* OBJECTIVE:
Filter the records below for the word "with". Copy each line that holds it.

* RECORDS SHOWN:
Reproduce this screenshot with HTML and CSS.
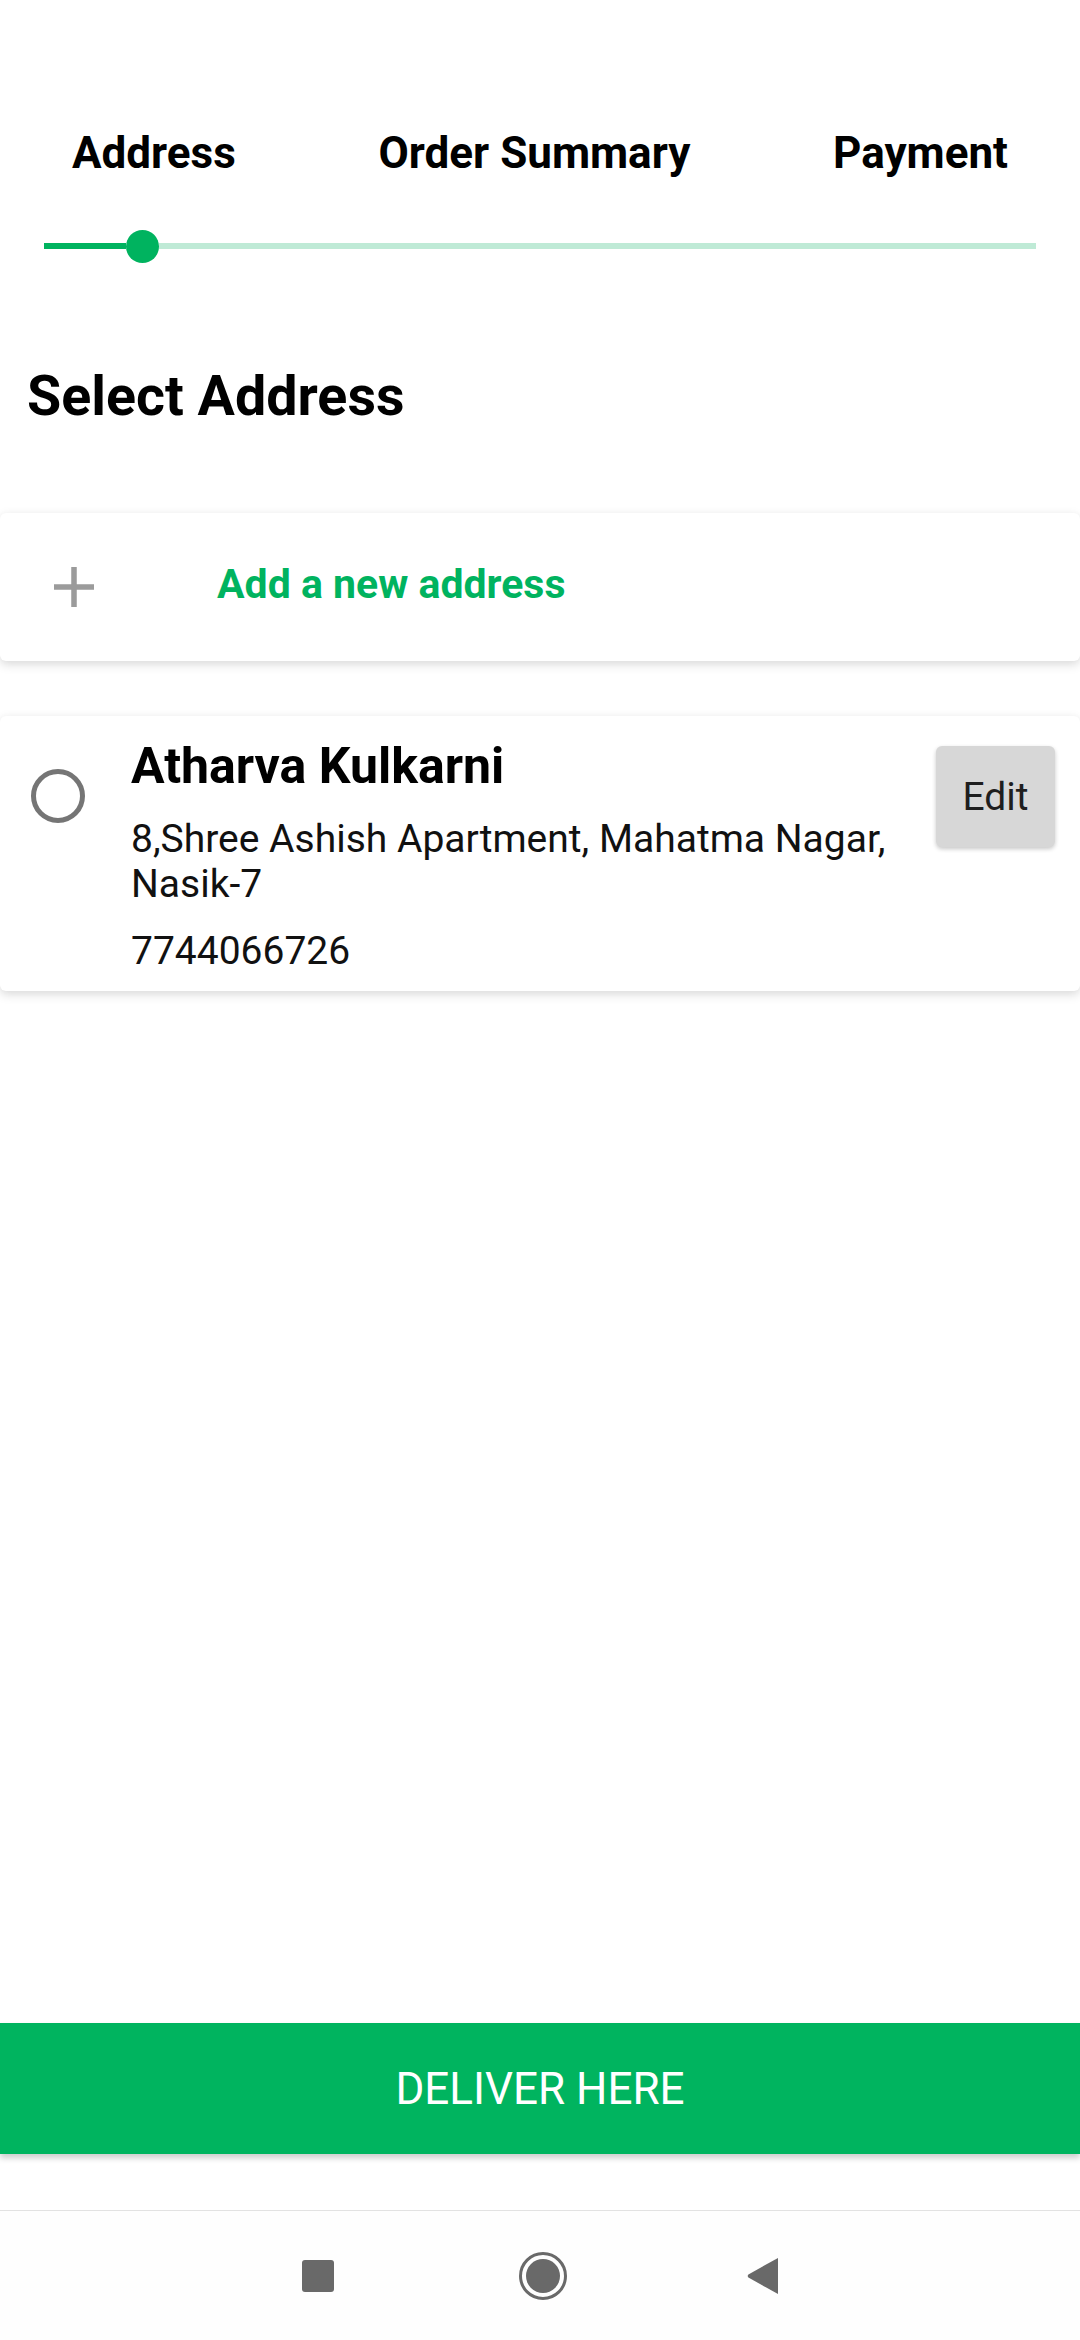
==
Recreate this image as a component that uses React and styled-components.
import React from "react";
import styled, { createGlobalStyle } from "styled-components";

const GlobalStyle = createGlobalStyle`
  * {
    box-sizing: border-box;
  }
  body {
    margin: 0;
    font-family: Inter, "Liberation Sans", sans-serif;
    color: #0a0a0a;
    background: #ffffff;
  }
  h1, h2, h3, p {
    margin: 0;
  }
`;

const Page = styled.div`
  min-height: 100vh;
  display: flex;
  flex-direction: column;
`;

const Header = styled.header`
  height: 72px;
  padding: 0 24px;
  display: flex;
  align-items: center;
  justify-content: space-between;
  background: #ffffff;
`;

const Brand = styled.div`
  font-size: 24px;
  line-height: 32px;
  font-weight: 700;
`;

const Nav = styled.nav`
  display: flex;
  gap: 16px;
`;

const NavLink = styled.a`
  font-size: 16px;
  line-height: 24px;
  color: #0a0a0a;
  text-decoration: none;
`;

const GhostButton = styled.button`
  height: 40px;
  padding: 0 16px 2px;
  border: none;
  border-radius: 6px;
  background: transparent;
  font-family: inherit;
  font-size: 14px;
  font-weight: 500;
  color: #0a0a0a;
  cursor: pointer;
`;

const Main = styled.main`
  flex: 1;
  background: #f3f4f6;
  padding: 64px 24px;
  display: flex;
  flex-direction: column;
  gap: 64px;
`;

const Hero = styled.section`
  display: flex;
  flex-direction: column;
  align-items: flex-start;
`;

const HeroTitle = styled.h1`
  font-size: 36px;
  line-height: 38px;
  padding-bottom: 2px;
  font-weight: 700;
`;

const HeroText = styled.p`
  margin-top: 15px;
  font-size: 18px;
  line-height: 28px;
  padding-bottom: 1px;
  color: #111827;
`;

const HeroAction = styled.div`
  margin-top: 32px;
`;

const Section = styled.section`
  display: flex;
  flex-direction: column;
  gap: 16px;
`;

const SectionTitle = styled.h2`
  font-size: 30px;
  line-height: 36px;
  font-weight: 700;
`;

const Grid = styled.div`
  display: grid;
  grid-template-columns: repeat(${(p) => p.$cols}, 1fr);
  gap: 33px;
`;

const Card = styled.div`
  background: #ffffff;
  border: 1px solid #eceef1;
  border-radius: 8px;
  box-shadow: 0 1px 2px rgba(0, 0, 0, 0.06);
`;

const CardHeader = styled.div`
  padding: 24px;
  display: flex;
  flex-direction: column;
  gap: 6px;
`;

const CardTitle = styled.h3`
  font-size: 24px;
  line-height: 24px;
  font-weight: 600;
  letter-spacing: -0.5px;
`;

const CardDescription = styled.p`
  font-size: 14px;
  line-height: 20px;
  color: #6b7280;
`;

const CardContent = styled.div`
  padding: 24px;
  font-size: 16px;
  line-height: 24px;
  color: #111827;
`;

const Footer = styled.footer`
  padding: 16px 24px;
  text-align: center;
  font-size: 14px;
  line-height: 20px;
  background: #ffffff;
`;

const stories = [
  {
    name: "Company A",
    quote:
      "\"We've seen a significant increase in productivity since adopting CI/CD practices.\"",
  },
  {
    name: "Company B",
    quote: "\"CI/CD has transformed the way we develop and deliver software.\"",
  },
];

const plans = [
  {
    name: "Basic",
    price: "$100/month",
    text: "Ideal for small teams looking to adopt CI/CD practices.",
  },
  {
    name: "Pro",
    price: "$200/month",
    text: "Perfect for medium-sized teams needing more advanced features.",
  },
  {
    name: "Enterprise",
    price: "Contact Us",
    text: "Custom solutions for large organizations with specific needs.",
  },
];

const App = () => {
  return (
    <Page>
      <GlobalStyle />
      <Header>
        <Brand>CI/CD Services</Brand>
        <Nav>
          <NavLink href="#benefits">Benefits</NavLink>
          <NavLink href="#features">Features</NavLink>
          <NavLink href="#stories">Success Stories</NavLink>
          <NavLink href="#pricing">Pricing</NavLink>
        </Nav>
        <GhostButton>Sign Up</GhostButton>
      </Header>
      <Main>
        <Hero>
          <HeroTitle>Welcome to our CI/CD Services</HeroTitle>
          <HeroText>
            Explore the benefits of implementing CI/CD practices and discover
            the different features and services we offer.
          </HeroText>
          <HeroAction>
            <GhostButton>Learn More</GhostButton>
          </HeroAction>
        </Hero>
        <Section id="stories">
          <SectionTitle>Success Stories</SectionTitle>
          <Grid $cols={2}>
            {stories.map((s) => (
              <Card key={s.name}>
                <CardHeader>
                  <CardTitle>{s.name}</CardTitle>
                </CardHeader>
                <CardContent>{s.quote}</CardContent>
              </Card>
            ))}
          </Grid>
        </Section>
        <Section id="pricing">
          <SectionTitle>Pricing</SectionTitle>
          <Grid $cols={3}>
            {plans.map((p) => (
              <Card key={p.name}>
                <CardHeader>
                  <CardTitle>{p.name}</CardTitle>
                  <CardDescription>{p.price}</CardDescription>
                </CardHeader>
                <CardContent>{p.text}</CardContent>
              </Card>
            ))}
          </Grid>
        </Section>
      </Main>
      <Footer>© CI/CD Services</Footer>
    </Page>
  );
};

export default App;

* TASK SOLUTION:
Reproduce this screenshot with HTML and CSS.
    text: "Custom solutions for large organizations with specific needs.",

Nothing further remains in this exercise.